• _PROBLEM DETAILS_
Return every line of the data below that includes the string "this".

[Front-end source files]

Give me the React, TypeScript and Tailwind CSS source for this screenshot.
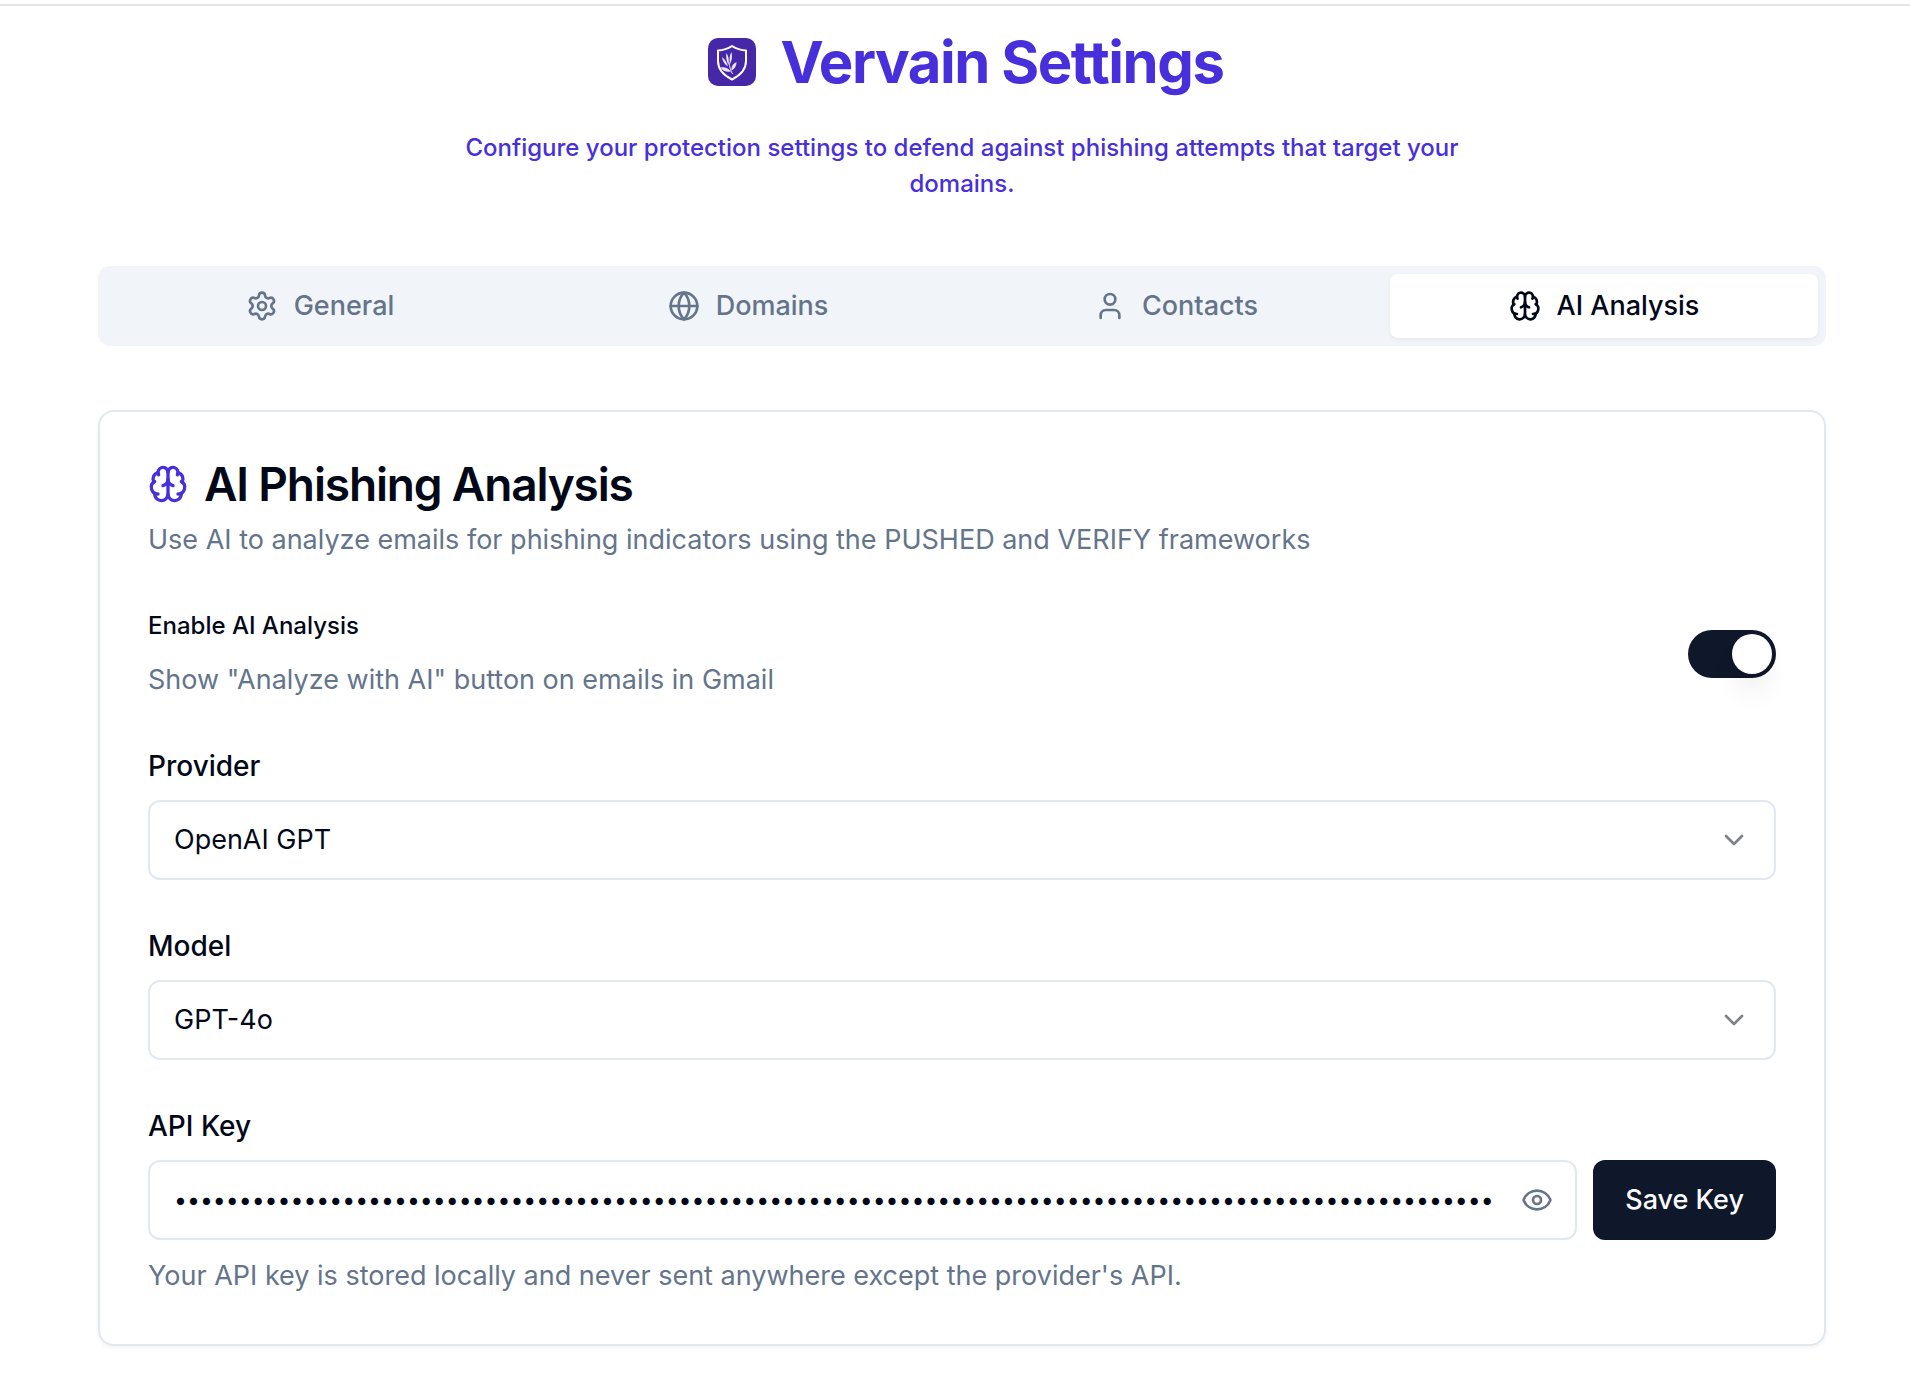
import { useState } from "react";
import type { ReactNode } from "react";
import clsx from "clsx";
import {
  Brain,
  ChevronDown,
  Eye,
  Globe,
  Settings,
  User,
  type LucideIcon,
} from "lucide-react";

type Tab = {
  id: string;
  label: string;
  icon: LucideIcon;
};

const tabs: Tab[] = [
  { id: "general", label: "General", icon: Settings },
  { id: "domains", label: "Domains", icon: Globe },
  { id: "contacts", label: "Contacts", icon: User },
  { id: "ai", label: "AI Analysis", icon: Brain },
];

const Logo = () => (
  <svg viewBox="0 0 48 48" className="m-2 size-12" aria-hidden="true">
    <rect width="48" height="48" rx="10" fill="#4527a8" />
    <path
      d="M24 8c4.500 3 9 4.300 14 4.500V23c0 8-5 14-14 18.500C15 37 10 31 10 23V12.500C15 12.300 19.500 11 24 8Z"
      fill="none"
      stroke="#fff"
      strokeWidth="2"
      strokeLinejoin="round"
    />
    <g fill="#e9e4fb">
      <path d="M18.500 15c2 3 2.800 7 2 12-2.200-4-2.800-8-2-12Z" />
      <path d="M23.500 14c1 4 .6 8-1.500 12-.8-5-.5-9 1.500-12Z" />
      <path d="M14 19c3 2.500 5 5.500 6 9.500-3.500-2-5.500-5.500-6-9.500Z" />
      <path d="M28.500 24c0 4-1.500 6.500-5 8.500-.5-4 1.500-7 5-8.500Z" />
      <path d="M12.500 29.500c4-1 7.500.5 10.500 4-4 1-8 0-10.500-4Z" />
    </g>
    <path
      d="M21 24c.5 5 1.500 8 3.500 12"
      fill="none"
      stroke="#e9e4fb"
      strokeWidth="1"
    />
  </svg>
);

type SelectFieldProps = {
  id: string;
  label: string;
  options: string[];
};
const SelectField = ({ id, label, options }: SelectFieldProps) => {
  return (
    <div className="flex flex-col gap-4">
      <FieldLabel htmlFor={id}>{label}</FieldLabel>
      <div className="relative">
        <select
          id={id}
          className="h-20 w-full appearance-none rounded-xl border-2 border-[#e2e8f0] bg-white px-6 text-[27px]"
        >
          {options.map((option) => (
            <option key={option}>{option}</option>
          ))}
        </select>
        <ChevronDown className="pointer-events-none absolute inset-y-0 right-[26px] my-auto size-8 opacity-50" />
      </div>
    </div>
  );
};

const FieldLabel = ({
  htmlFor,
  children,
}: {
  htmlFor: string;
  children: ReactNode;
}) => (
  <label htmlFor={htmlFor} className="text-[28px] leading-9 font-medium">
    {children}
  </label>
);

const App = () => {
  const [activeTab, setActiveTab] = useState("ai");
  const [enabled, setEnabled] = useState(true);
  const [apiKey, setApiKey] = useState("k".repeat(164));
  const [showKey, setShowKey] = useState(false);

  return (
    <div className="min-h-screen bg-white pt-1 font-[Inter,sans-serif] text-[#020817]">
      <div className="border-t-2 border-[#e4e4e7]" />
      <div className="flex flex-col gap-16 pt-5 pr-[84px] pb-8 pl-[98px]">
        <header className="flex flex-col items-center gap-8 text-center text-[#472fdb]">
          <div className="flex items-center gap-4">
            <Logo />
            <h1 className="text-[58px] leading-[72px] font-bold tracking-tight">
              Vervain Settings
            </h1>
          </div>
          <p className="max-w-[1024px] text-2xl leading-9 font-medium">
            Configure your protection settings to defend against phishing
            attempts that target your domains.
          </p>
        </header>

        <div
          role="tablist"
          className="grid h-20 grid-cols-4 rounded-xl bg-[#f1f5f9] p-2"
        >
          {tabs.map(({ id, label, icon: Icon }) => (
            <button
              key={id}
              type="button"
              role="tab"
              aria-selected={activeTab === id}
              onClick={() => setActiveTab(id)}
              className={clsx(
                "flex items-center justify-center gap-4 rounded-lg text-[27px] font-medium",
                activeTab === id
                  ? "bg-white text-[#020817] shadow-[0_2px_4px_rgba(0,0,0,0.05)]"
                  : "text-[#64748b]",
              )}
            >
              <Icon className="size-8" />
              {label}
            </button>
          ))}
        </div>

        <section className="flex flex-col gap-12 rounded-2xl border-2 border-[#e2e8f0] bg-white p-12 shadow-[0_2px_4px_rgba(0,0,0,0.05)]">
          <div className="flex flex-col gap-3">
            <h2 className="flex items-center gap-4 text-[46px] leading-12 font-semibold tracking-tight">
              <Brain className="size-10 text-[#472fdb]" />
              AI Phishing Analysis
            </h2>
            <p className="text-[27px] leading-10 text-[#64748b]">
              Use AI to analyze emails for phishing indicators using the PUSHED
              and VERIFY frameworks
            </p>
          </div>

          <div className="flex items-center justify-between">
            <div className="flex flex-col gap-4">
              <label
                htmlFor="enable-ai"
                className="text-2xl leading-9 font-medium"
              >
                Enable AI Analysis
              </label>
              <p className="text-[27px] leading-10 text-[#64748b]">
                Show "Analyze with AI" button on emails in Gmail
              </p>
            </div>
            <button
              id="enable-ai"
              type="button"
              role="switch"
              aria-checked={enabled}
              onClick={() => setEnabled(!enabled)}
              className={clsx(
                "flex h-12 w-[88px] items-center rounded-full p-1",
                enabled ? "justify-end bg-[#0f172a]" : "bg-[#e2e8f0]",
              )}
            >
              <span className="size-10 rounded-full bg-white shadow-[0_20px_30px_-6px_rgba(0,0,0,0.1),0_8px_12px_-8px_rgba(0,0,0,0.1)]" />
            </button>
          </div>

          <SelectField
            id="provider"
            label="Provider"
            options={["OpenAI GPT", "Anthropic Claude"]}
          />
          <SelectField
            id="model"
            label="Model"
            options={["GPT-4o", "GPT-4o mini"]}
          />

          <div className="flex flex-col gap-4">
            <FieldLabel htmlFor="api-key">API Key</FieldLabel>
            <div className="flex gap-4">
              <div className="relative flex-1">
                <input
                  id="api-key"
                  type={showKey ? "text" : "password"}
                  value={apiKey}
                  onChange={(e) => setApiKey(e.target.value)}
                  className="h-20 w-full rounded-xl border-2 border-[#e2e8f0] pr-20 pl-6 text-[23px]"
                />
                <button
                  type="button"
                  aria-label="Show API key"
                  onClick={() => setShowKey(!showKey)}
                  className="absolute inset-y-0 right-0 px-6 text-[#64748b]"
                >
                  <Eye className="size-8" />
                </button>
              </div>
              <button
                type="button"
                className="h-20 rounded-xl bg-[#0f172a] px-8 text-[27px] font-medium text-[#f8fafc]"
              >
                Save Key
              </button>
            </div>
            <p className="text-[27px] leading-10 text-[#64748b]">
              Your API key is stored locally and never sent anywhere except the
              provider's API.
            </p>
          </div>
        </section>
      </div>
    </div>
  );
};
export default App;
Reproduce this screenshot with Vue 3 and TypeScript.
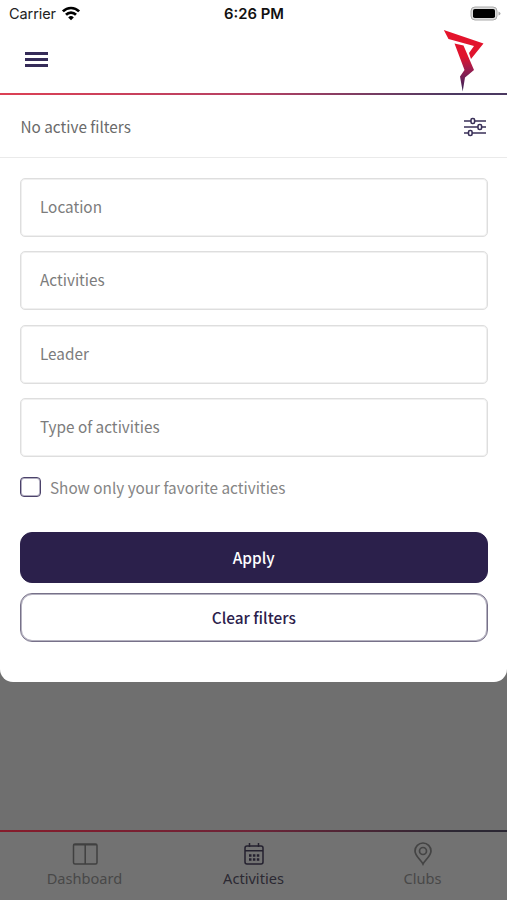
<script setup lang="ts">
import { ref } from 'vue'

const fields: string[] = ['Location', 'Activities', 'Leader', 'Type of activities']
const favoritesOnly = ref<boolean>(false)
</script>

<template>
  <div class="screen">
    <div class="status">
      <div class="carrier">
        <span>Carrier</span>
        <svg width="20" height="15" viewBox="0 0 20 15" fill="none" stroke="#000" stroke-width="2.7">
          <path d="M1.9 5.4a11.4 11.4 0 0 1 16.2 0" />
          <path d="M5 8.8a7 7 0 0 1 10 0" />
          <path d="M10 14.3l-2.8-2.9a4 4 0 0 1 5.6 0z" fill="#000" stroke="none" />
        </svg>
      </div>
      <div class="time">6:26 PM</div>
      <svg class="battery" width="31" height="15" viewBox="0 0 31 15">
        <rect x="1" y="1" width="26" height="13" rx="4" fill="#ddd" stroke="#aaa" />
        <rect x="3" y="3" width="22" height="9" rx="1.8" fill="#000" />
        <path d="M28.5 5.4q2 .7 2 2.1t-2 2.1z" fill="#aaa" />
      </svg>
    </div>

    <header class="header">
      <button class="menu" aria-label="Menu"><i /><i /><i /></button>
      <svg class="logo" width="42" height="64" viewBox="0 0 42 64">
        <defs>
          <linearGradient id="brand" x1="0" y1="0" x2="0" y2="64" gradientUnits="userSpaceOnUse">
            <stop offset="0" stop-color="#e6132b" />
            <stop offset=".43" stop-color="#df142e" />
            <stop offset=".62" stop-color="#a01c4d" />
            <stop offset=".8" stop-color="#652057" />
            <stop offset="1" stop-color="#2c2350" />
          </linearGradient>
        </defs>
        <path d="M.8 1L40.5 14.5L28 30L26 24L31 17L5.5 10Z" fill="url(#brand)" />
        <path d="M11.5 14.5L20.5 16.5L31 41L22 48.5L19.7 62.5L17 47.5L21.5 41Z" fill="url(#brand)" />
      </svg>
    </header>

    <main class="panel">
      <div class="summary">
        <span>No active filters</span>
        <svg width="24" height="20" viewBox="0 0 24 20" fill="none" stroke="#3a3058" stroke-width="1.6">
          <path d="M1 4H8M11.6 4H23M1 10H15M18.6 10H23M1 16H5.5M9.1 16H23" />
          <rect x="8" y="1.5" width="3.6" height="5" rx="1.5" />
          <rect x="15" y="7.5" width="3.6" height="5" rx="1.5" />
          <rect x="5.5" y="13.5" width="3.6" height="5" rx="1.5" />
        </svg>
      </div>

      <div class="fields">
        <div v-for="field in fields" :key="field" class="field">{{ field }}</div>
      </div>

      <label class="favorite">
        <input v-model="favoritesOnly" type="checkbox" />
        <span>Show only your favorite activities</span>
      </label>

      <button class="action apply">Apply</button>
      <button class="action clear">Clear filters</button>
    </main>

    <div class="backdrop" />

    <nav class="tabs">
      <div class="tab">
        <svg width="28" height="24" viewBox="0 0 28 24" fill="none" stroke="#404040" stroke-width="1.5">
          <rect x="2.5" y="2" width="23.5" height="20" rx="1.5" />
          <path d="M2.5 2.7H26M14.2 3V22" />
        </svg>
        <span>Dashboard</span>
      </div>
      <div class="tab active">
        <svg width="24" height="24" viewBox="0 0 24 24" fill="none" stroke="#24212f" stroke-width="1.5">
          <rect x="3" y="4" width="18" height="18" rx="2" />
          <path d="M3 8.7H21M7.5 1V5M16.5 1V5" />
          <path d="M7 13.5H9.5M10.9 13.5H13.4M14.8 13.5H17.3M7 17.5H9.5M10.9 17.5H13.4M14.8 17.5H17.3" stroke-width="2.5" />
        </svg>
        <span>Activities</span>
      </div>
      <div class="tab">
        <svg width="24" height="24" viewBox="0 0 24 24" fill="none" stroke="#444" stroke-width="1.7">
          <path d="M12 22C10 18 4 14 4 9a8 8 0 0 1 16 0c0 5-6 9-8 13z" />
          <circle cx="12" cy="9" r="3.5" />
        </svg>
        <span>Clubs</span>
      </div>
    </nav>
  </div>
</template>

<style>
body {
  background: #fff;
}
</style>

<style scoped>
* {
  box-sizing: border-box;
}

.screen {
  display: flex;
  flex-direction: column;
  width: 507px;
  height: 900px;
  overflow: hidden;
  background: #6f6f6f;
  font-family: "Noto Sans CJK SC", "Noto Sans", sans-serif;
  font-size: 15.3px;
  color: #6a6a6a;
}

svg {
  display: block;
  flex: none;
}

button {
  font: inherit;
  margin: 0;
}

.status {
  display: grid;
  grid-template-columns: 1fr auto 1fr;
  align-items: center;
  height: 27px;
  padding: 0 6px 0 9px;
  background: #fff;
  font-family: Inter, sans-serif;
  font-size: 14.5px;
  color: #222;
}

.carrier {
  display: flex;
  align-items: center;
  gap: 5px;
  letter-spacing: -0.08px;
}

.time {
  margin-right: 2px;
  font-size: 14.8px;
  font-weight: 600;
  color: #111;
}

.battery {
  justify-self: end;
}

.header {
  display: flex;
  justify-content: space-between;
  height: 68px;
  padding: 2px 22px 0 25px;
  background: linear-gradient(90deg, #dc4054, #b64164 50%, #4b3961 90%) bottom / 100% 2px no-repeat #fff;
}

.menu {
  display: flex;
  flex-direction: column;
  gap: 3.5px;
  width: 23px;
  padding: 23px 0 0;
  border: 0;
  background: none;
}

.menu i {
  height: 2.5px;
  width: 23px;
  background: #352b58;
}

.panel {
  display: flex;
  flex-direction: column;
  height: 587px;
  border-radius: 0 0 13px 13px;
  background: #fff;
}

.summary {
  display: flex;
  align-items: center;
  justify-content: space-between;
  height: 63px;
  padding: 1px 20px 0 20.5px;
  border-bottom: 1px solid #eaeaea;
}

.summary span {
  padding-bottom: 1px;
}

.summary svg {
  margin-top: 1px;
}

.fields {
  display: flex;
  flex-direction: column;
  gap: 14.4px;
  padding: 20px 19.5px 0 20px;
}

.field {
  display: flex;
  align-items: center;
  height: 59px;
  padding: 0 19px 3px;
  border: 1px solid #dedede;
  border-radius: 5px;
  box-shadow: inset 0 0 0 1px #f0f0f0;
  color: #7c7c7c;
}

.favorite {
  display: flex;
  align-items: center;
  gap: 10px;
  height: 20px;
  margin: 20px 20px 0;
  color: #858585;
}

.favorite input {
  appearance: none;
  width: 20.5px;
  height: 20px;
  margin: 0 -0.5px 0 0;
  border: 1px solid #4b426a;
  border-radius: 4px;
  box-shadow: inset 0 0 0 1px #b3afc1;
}

.action {
  margin: 0 19.5px 0 20px;
  border: 1px solid #2b204b;
  border-radius: 12px;
  font-size: 15.4px;
  font-weight: 500;
}

.apply {
  height: 51px;
  margin-top: 35px;
  padding: 0 0 1px;
  background: #2b204b;
  color: #fff;
}

.clear {
  height: 49px;
  margin-top: 10px;
  padding: 0 0 1px;
  border-color: #777189;
  box-shadow: inset 0 0 0 1px #b5b2c0;
  background: #fff;
  color: #2b204b;
}

.backdrop {
  flex: 1;
}

.tabs {
  display: grid;
  grid-template-columns: repeat(3, 1fr);
  height: 70px;
  padding: 12px 0 0;
  background: linear-gradient(90deg, #861c2b, #6d2437 50%, #2b2733 90%) top / 100% 2px no-repeat #727272;
  font-family: "Noto Sans", sans-serif;
  font-size: 14.6px;
  color: #484848;
}

.tab {
  display: flex;
  flex-direction: column;
  align-items: center;
  gap: 1px;
  line-height: 23px;
}

.active {
  color: #2b2932;
}
</style>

• _WRITTEN SOLUTION_
Give me the React, TypeScript and Tailwind CSS source for this screenshot.
Reproduce this screenshot with Vue 3 and TypeScript.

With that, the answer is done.